Submitted by CCCL_AlisonM
As a Library, why do we say “Black lives matter”? This is a question that has been asked of me several times in recent months by various members of the public and library staff. Simply put, it’s important to explicitly say “Black lives matter” because, like many public institutions in this country, libraries have a racist history towards Black people.
It wasn’t until 1896 that Black Americans in the South could have access to libraries, but only with the caveat that they had to provide their own library services and books. Prior to 1896, Blacks weren't allowed in any libraries in the South other than to pick up or return books for white patrons and weren’t allowed in the same libraries as white people until 1954. In the North, Blacks were also prohibited from using libraries, but starting in 1828 many African American literary and library societies were started in order to meet the need.(1)
In terms of library staff, it is much of the same history. Public libraries in the U.S. were largely started and run by local women’s clubs that by and large excluded membership to anyone who was not white.(2,3) Library staff in the U.S. still largely reflect this demographic. (4,5)
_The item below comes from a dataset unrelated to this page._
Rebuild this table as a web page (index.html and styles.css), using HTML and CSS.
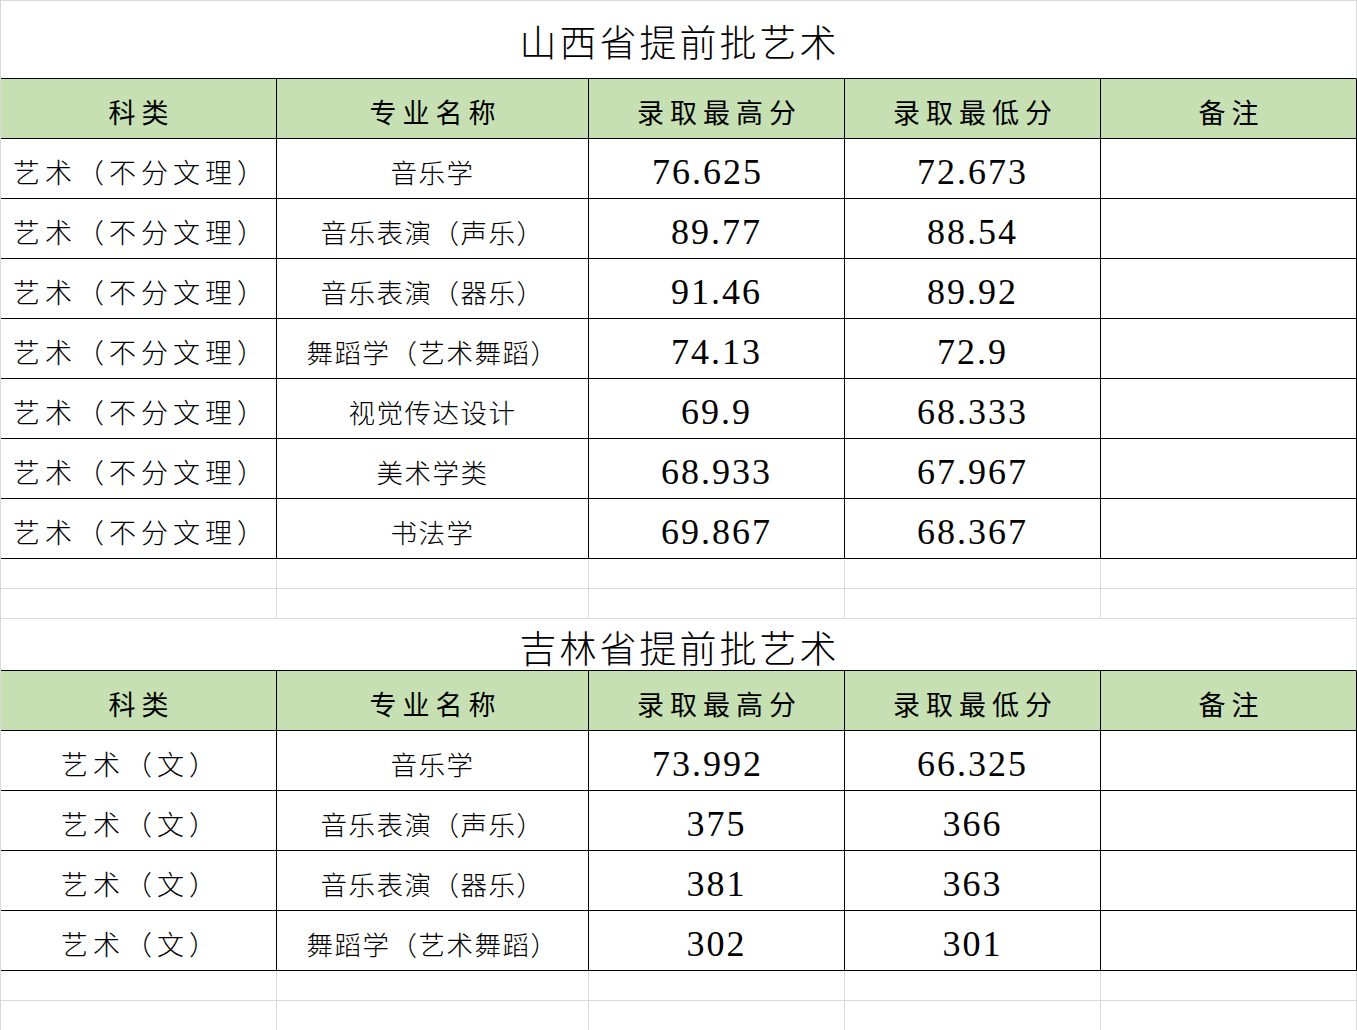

Part of the healing and reconciliation of this racist legacy is to acknowledge that it exists, understand how it has shaped who and where we are now and take corrective actions. Part of taking corrective actions is to state that Black lives do matter to libraries even though we have a racist history. By saying “Black lives matter,” we are acknowledging our racist past while at the same time explicitly inviting in people who have historically not been welcome or who have been barred from taking advantage of what public libraries have to offer.
At Contra Costa County Library, we are committed to doing the hard work of examining the library’s historically racist past as well as our current practices that were built upon that past and taking corrective actions so that we can move beyond perpetuating inequities. This will be a long road and one that I am personally committed to engaging in for the rest of my career.